The Commission did not attack the tax rulings per se, which it found to be “comfort letters” used to facilitate the company to calculate its tax due or the use of special tax provisions. In finding the appropriate legal ground, it chose the EU state aid provisions that ensure Member States do not grant some companies a better tax treatment than others via any means, including tax rulings. State aid rules provide that profits must be allocated between companies in a corporate group in a way that reflects economic reality.
The Commission claims that these rulings endorsed an artificial internal allocation of profits within Apple Sales International and Apple Operations Europe, which had no factual justification. Instead of the profits being recorded and taxed with Apple’s Irish branch, they were attributed to the head office, which had practically no operating capacity, no employees, and no office space. The only decisions taken, and which the Commission recognizes as profits of the head office, were administrative arrangements and distribution of dividends.

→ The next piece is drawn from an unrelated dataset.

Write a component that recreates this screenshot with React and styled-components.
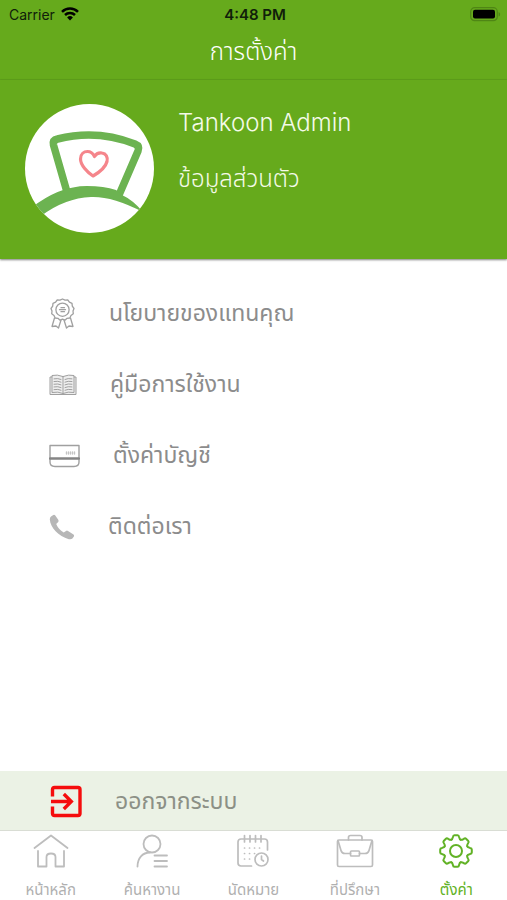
import React from "react";
import styled, { createGlobalStyle } from "styled-components";

const GlobalStyle = createGlobalStyle`
  * {
    box-sizing: border-box;
  }

  body {
    margin: 0;
    background: #fff;
    font-family: Lato, "Noto Sans Thai", "Noto Sans", "Liberation Sans", sans-serif;
    font-weight: 400;
  }
`;

const Screen = styled.div`
  display: flex;
  flex-direction: column;
  min-height: 100vh;
`;

const StatusBar = styled.div`
  display: grid;
  grid-template-columns: 1fr auto 1fr;
  align-items: center;
  height: 28px;
  padding: 0 6px 0 9px;
  background: #66aa1c;
  color: #10200a;
  font-family: Inter, "Liberation Sans", sans-serif;
  font-size: 14px;

  .carrier {
    display: flex;
    align-items: center;
    gap: 6px;
  }

  .battery {
    justify-self: end;
  }

  svg {
    display: block;
  }
`;

const Clock = styled.time`
  font-size: 15px;
  font-weight: 600;
`;

const TitleBar = styled.header`
  display: flex;
  justify-content: center;
  height: 52px;
  border-bottom: 1px solid #5fa11a;
  background: #66aa1c;

  h1 {
    margin: 0;
    color: #fff;
    font-size: 24px;
    font-weight: 300;
    line-height: 46px;
  }
`;

const Profile = styled.section`
  display: flex;
  gap: 24px;
  padding: 24px 25px 26px;
  background: #66aa1c;
  color: #f4fae8;
  box-shadow: 0 1px 2px rgba(0, 0, 0, 0.5);

  .avatar {
    display: block;
    flex-shrink: 0;
  }

  h2 {
    margin: 0 0 18px;
    font-family: Inter, "Liberation Sans", sans-serif;
    font-size: 24px;
    font-weight: 300;
    line-height: 38px;
  }

  a {
    display: block;
    color: inherit;
    font-size: 24px;
    font-weight: 300;
    line-height: 36px;
    text-decoration: none;
  }
`;

const Menu = styled.nav`
  display: flex;
  flex: 1;
  flex-direction: column;
  padding-top: 19px;
`;

const MenuLink = styled.a`
  display: flex;
  align-items: center;
  gap: 33px;
  height: 71px;
  padding-left: 49px;
  color: #8c8c8c;
  font-size: 23px;
  text-decoration: none;
`;

const LogoutButton = styled.button`
  display: flex;
  align-items: center;
  gap: 33px;
  width: 100%;
  height: 59px;
  padding: 2px 0 0 49px;
  border: 0;
  background: #ebf2e5;
  color: #8c9086;
  font-family: inherit;
  font-size: 23px;
`;

const TabBar = styled.nav`
  display: grid;
  grid-template-columns: repeat(5, 1fr);
  height: 70px;
  border-top: 1px solid #d9ddd4;
  background: #fff;
`;

const Tab = styled.a`
  display: flex;
  flex-direction: column;
  align-items: center;
  gap: 11px;
  padding-top: 3px;
  color: ${(props) => (props.$active ? "#62b226" : "#b0b0b0")};
  font-size: 15px;
  line-height: 20px;
  text-decoration: none;
  white-space: nowrap;

  svg {
    color: ${(props) => (props.$active ? "#62b226" : "#bdbdbd")};
  }
`;

const Svg = styled.svg`
  display: block;
  flex-shrink: 0;
  fill: none;
  stroke: currentColor;
  stroke-width: ${(props) => props.$line || 1};
  stroke-linecap: round;
  stroke-linejoin: round;
`;

const MenuSvg = styled(Svg)`
  color: #a0a0a0;
`;

function WifiIcon() {
  return (
    <svg width="18" height="14" viewBox="0 0 18 14" fill="none" stroke="#000" strokeWidth="2.5">
      <path d="M1 4.9a11.4 11.4 0 0 1 16 0" />
      <path d="M4 8a7.2 7.2 0 0 1 10 0" />
      <path d="M9 13.6 6.1 10.5a4.2 4.2 0 0 1 5.8 0Z" fill="#000" stroke="none" />
    </svg>
  );
}

function BatteryIcon() {
  return (
    <svg className="battery" width="31" height="15" viewBox="0 0 31 15">
      <rect x="0.7" y="0.7" width="26.6" height="13" rx="4" fill="none" stroke="#4f8615" strokeWidth="1.2" />
      <rect x="3" y="2.8" width="22" height="8.8" rx="2" fill="#000" />
      <path d="M28.6 5v4.6c2-.8 2-3.8 0-4.6Z" fill="#4f8615" />
    </svg>
  );
}

function Avatar() {
  return (
    <svg className="avatar" width="129" height="129" viewBox="0 0 129 129">
      <defs>
        <clipPath id="avatar-circle">
          <circle cx="64.5" cy="64.5" r="64.5" />
        </clipPath>
      </defs>
      <g clipPath="url(#avatar-circle)">
        <rect width="129" height="129" fill="#fff" />
        <path
          d="M42 88 28.500 41Q27.500 36 32.500 35Q72 25 110 40Q115 42 113 47L94 91"
          fill="none"
          stroke="#6cb351"
          strokeWidth="7.5"
          strokeLinejoin="round"
        />
        <path
          d="M6 104Q34 82 62 82Q79 82 91 86L97 91Q108 96 118 108Q87 92 66 93Q40 94 16 112Z"
          fill="#6cb351"
        />
        <path
          d="M68 72C62 68 55.500 61 55.500 55C55.500 50 59 47.500 62.500 47.500C65.500 47.500 68 49.500 69.500 52.500C71 50 74 48.500 77 49C81 49.500 83 53 82 57.500C80.500 63.500 74 68.500 68 72Z"
          fill="none"
          stroke="#f5858b"
          strokeWidth="3.2"
          strokeLinejoin="round"
        />
      </g>
    </svg>
  );
}

function MedalIcon() {
  return (
    <MenuSvg $line="1.3" width="27" height="31" viewBox="0 0 27 31">
      <path d="M13.500 1 16 2.200 18.800 2 20.400 4.200 23 5.300 23.300 8.100 25 10.500 24 13 24.300 15.800 22 17.500 20.800 20 18 20.300 16 22.200 13.500 21.200 11 22.200 9 20.300 6.200 20 5 17.500 2.700 15.800 3 13 2 10.500 3.700 8.100 4 5.300 6.600 4.200 8.200 2 11 2.200Z" />
      <circle cx="13.5" cy="11.7" r="6.6" />
      <path d="M12 9.700h3.500M10.500 11.700h6M12 13.700h3.500" />
      <path d="M5.500 20 3 28.500 7 28 9.500 30 12 22M21.500 20 24 28.500 20 28 17.500 30 15 22" />
    </MenuSvg>
  );
}

function BookIcon() {
  return (
    <MenuSvg width="28" height="22" viewBox="0 0 28 22">
      <path
        d="M14 2.500Q8 .2 3 1.500V3H1V20.500H27V3H25V1.500Q20 .2 14 2.500ZM3 3V18.500Q9 17.300 14 19.500Q19 17.300 25 18.500V3M14 2.500V20"
        fill="#eee"
      />
      <path
        d="M5 4.800q4-.8 7 .6M5 7.500q4-.8 7 .6M5 10.200q4-.8 7 .6M5 12.900q4-.8 7 .6M5 15.600q4-.8 7 .6M16 5.400q3-1.400 7-.6M16 8.100q3-1.400 7-.6M16 10.800q3-1.400 7-.6M16 13.500q3-1.400 7-.6M16 16.200q3-1.400 7-.6"
      />
    </MenuSvg>
  );
}

function CardIcon() {
  return (
    <MenuSvg $line="1.4" width="31" height="24" viewBox="0 0 31 24">
      <path d="M1 1.500H30V18Q30 22.500 25 22.500H6Q1 22.500 1 18Z" />
      <path d="M1 14.500H30" strokeWidth="2.4" stroke="#858585" />
      <path d="M17.500 8v2M19.500 8v2M21.500 8v2M23.500 8v2M25.500 8v2" stroke="#c4c4c4" />
    </MenuSvg>
  );
}

function PhoneIcon() {
  return (
    <svg width="26" height="26" viewBox="0 0 26 26">
      <path
        d="M2 2.600 4.300 1Q5.500.5 6.300 1.600L9.400 6.100Q10 7.300 9 8.200L7.200 9.900Q9.400 15.200 14.700 18.400L17 16.900Q18 16.300 19 17L24.500 20.500Q25.500 21.300 24.900 22.400L23.400 24.500Q22.300 25.600 19.800 25.200C9.500 22.500 1.300 13.500.8 5.600Q.7 3.700 2 2.600Z"
        fill="#b7b7b7"
      />
    </svg>
  );
}

function LogoutIcon() {
  return (
    <svg width="33" height="33" viewBox="0 0 33 33" fill="none" stroke="#f50d0d" strokeWidth="3.4">
      <path d="M3.500 11.500V4.500Q3.500 2.500 5.500 2.500H29Q31 2.500 31 4.500V28.500Q31 30.500 29 30.500H5.500Q3.500 30.500 3.500 28.500V21.500" />
      <path d="M2 16.500H22M14.800 9 22.300 16.500 14.800 24" />
    </svg>
  );
}

function HomeIcon() {
  return (
    <Svg $line="1.8" width="36" height="34" viewBox="0 0 36 34">
      <path d="M1.500 14 18 1.500 34.500 14M5 17V32.500H13.500V23Q13.500 19.500 18 19.500Q22.500 19.500 22.500 23V32.500H31V17" />
    </Svg>
  );
}

function PersonIcon() {
  return (
    <Svg $line="1.8" width="32" height="34" viewBox="0 0 32 34">
      <circle cx="16" cy="10" r="8.5" />
      <path d="M1.500 32.500C1.500 24 6.500 18.500 14 18.500M18.500 21.500H31M18.500 27H31M18.500 32.500H31" />
    </Svg>
  );
}

function CalendarIcon() {
  return (
    <Svg $line="1.7" width="34" height="34" viewBox="0 0 34 34">
      <path d="M15.500 32H5Q2 32 2 29V8Q2 5 5 5H28.500Q31.500 5 31.500 8V16M8.500 1.500V8M14 1.500V8M19.500 1.500V8M25 1.500V8" />
      <circle cx="25.5" cy="25.5" r="6.5" />
      <path d="M25.500 22V25.500L27.500 27" />
      <path d="M8.500 14h.1M13.500 14h.1M18.500 14h.1M23.500 14h.1M8.500 19.500h.1M13.500 19.500h.1M18.500 19.500h.1M8.500 25h.1M13.500 25h.1" />
    </Svg>
  );
}

function BriefcaseIcon() {
  return (
    <Svg $line="1.7" width="38" height="34" viewBox="0 0 38 34">
      <rect x="1.5" y="6" width="35" height="26.5" rx="1.5" />
      <path d="M12.500 6V3.500Q12.500 1.500 14.500 1.500H24Q26 1.500 26 3.500V6M2 6.500 5 16.500Q5.800 19.500 9 19.500H14.500M36 6.500 33 16.500Q32.200 19.500 29 19.500H23.500" />
      <rect x="14.5" y="17" width="9" height="5" rx="1" />
    </Svg>
  );
}

const teeth = [0, 45, 90, 135, 180, 225, 270, 315];

function GearIcon() {
  return (
    <Svg $line="2" width="34" height="34" viewBox="-17 -17 34 34">
      {teeth.map((angle) => (
        <path
          key={angle}
          d="M-4.700-11.300C-3.500-11.700-3.400-12.600-3.100-14Q-2.800-15.800-1.600-15.800H1.600Q2.800-15.800 3.100-14C3.400-12.600 3.500-11.700 4.700-11.300"
          transform={`rotate(${angle})`}
        />
      ))}
      <circle r="6" />
    </Svg>
  );
}

const menuItems = [
  { label: "นโยบายของแทนคุณ", href: "#policy", Icon: MedalIcon },
  { label: "คู่มือการใช้งาน", href: "#manual", Icon: BookIcon },
  { label: "ตั้งค่าบัญชี", href: "#account", Icon: CardIcon },
  { label: "ติดต่อเรา", href: "#contact", Icon: PhoneIcon },
];

const tabs = [
  { label: "หน้าหลัก", href: "#home", Icon: HomeIcon },
  { label: "ค้นหางาน", href: "#jobs", Icon: PersonIcon },
  { label: "นัดหมาย", href: "#appointments", Icon: CalendarIcon },
  { label: "ที่ปรึกษา", href: "#consult", Icon: BriefcaseIcon },
  { label: "ตั้งค่า", href: "#settings", Icon: GearIcon, active: true },
];

export default function App() {
  return (
    <Screen>
      <GlobalStyle />
      <StatusBar>
        <span className="carrier">
          Carrier <WifiIcon />
        </span>
        <Clock>4:48 PM</Clock>
        <BatteryIcon />
      </StatusBar>

      <TitleBar>
        <h1>การตั้งค่า</h1>
      </TitleBar>

      <Profile>
        <Avatar />
        <div>
          <h2>Tankoon Admin</h2>
          <a href="#profile">ข้อมูลส่วนตัว</a>
        </div>
      </Profile>

      <Menu>
        {menuItems.map(({ label, href, Icon }) => (
          <MenuLink href={href} key={href}>
            <Icon />
            {label}
          </MenuLink>
        ))}
      </Menu>

      <LogoutButton type="button">
        <LogoutIcon />
        ออกจากระบบ
      </LogoutButton>

      <TabBar>
        {tabs.map(({ label, href, Icon, active }) => (
          <Tab href={href} key={href} $active={active} aria-current={active ? "page" : undefined}>
            <Icon />
            {label}
          </Tab>
        ))}
      </TabBar>
    </Screen>
  );
}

As a result of the above analysis, Apple was allowed to pay substantially less tax than other companies, which is illegal under EU state aid rules. The decision does not question Ireland’s general tax system or corporate rate, on which Ireland has exclusive competence. Rather, it highlights the inconsistency that allowed undue preferential treatment.
Reactions from Apple and Ireland
Apple has warned that future investment by multinationals in Europe could be negatively affected by this record-breaking decision. In a letter to customers, Apple’s chief executive claimed that the ruling could severely impact companies that might consider further investing in the EU. The U.S. Treasury also said that this ruling threatens to harm “the important spirit of economic partnership between the U.S. and the EU.”
Apple claims that the Commission has targeted the company, jeopardizing investment and job creating in Europe. This ruling opens the Pandora’s box for companies in Europe, which are suddenly subjected to the threat that they will be forced to pay retroactively taxes under laws that never existed. The Commission’s decision overrides Irish law and disrupts the international tax system. Apple never asked for special treatment and, thus, it suggests that “[w]e now find ourselves in the unusual position of being ordered to retroactively pay additional taxes to a government that says we don’t owe them any more than we’ve already paid.”
The Irish government wants to reverse the ruling since it wishes to preserve its status as a low-tax base for overseas companies. The finance minister, Michael Noonan, said that he will seek cabinet approval to appeal the decision. The reasoning behind the appeal is to defend the integrity of Ireland’s tax system, provide tax certainty to businesses and challenge the intrusion of EU state aid rules in taxation, which is governed by member states exclusive competence.
Apple and Ireland are, hence, working together to appeal against the ruling.
In principle, EU state aid rules require that incompatible state aid is recovered in order to remove distortion of competition created by such aid. Such rules do not provide for fines nor sanctions, but rather a restoration of equal treatment. Ireland is charged with recovering unpaid taxes from Apple for the period of 2003 to 2014. Apple changed its corporate structure in Ireland in 2015 and the 2007 rulings, that allowed this preferential treatment, no longer apply.
The Commission clarified that the amount due (€13 billion plus interest) to Ireland would be reduced if: (a) other countries requested that part of Apple’s profits should have been recorded and taxed in their jurisdiction, based on the Commission’s findings or (b) if the U.S. requires Apple to pay larger amount of money to their U.S. parent company for the period in question, to finance research and development efforts.
Since all Commission decisions are subject to EU courts scrutiny, a Member State may wish to appeal this decision. It is likely that Ireland will appeal the decision and the EU courts will have to decide on the legitimacy of this alleged preferential treatment. Even so, the Commission would ask that the illegal state aid is recovered and placed in an escrow account, pending the court ruling.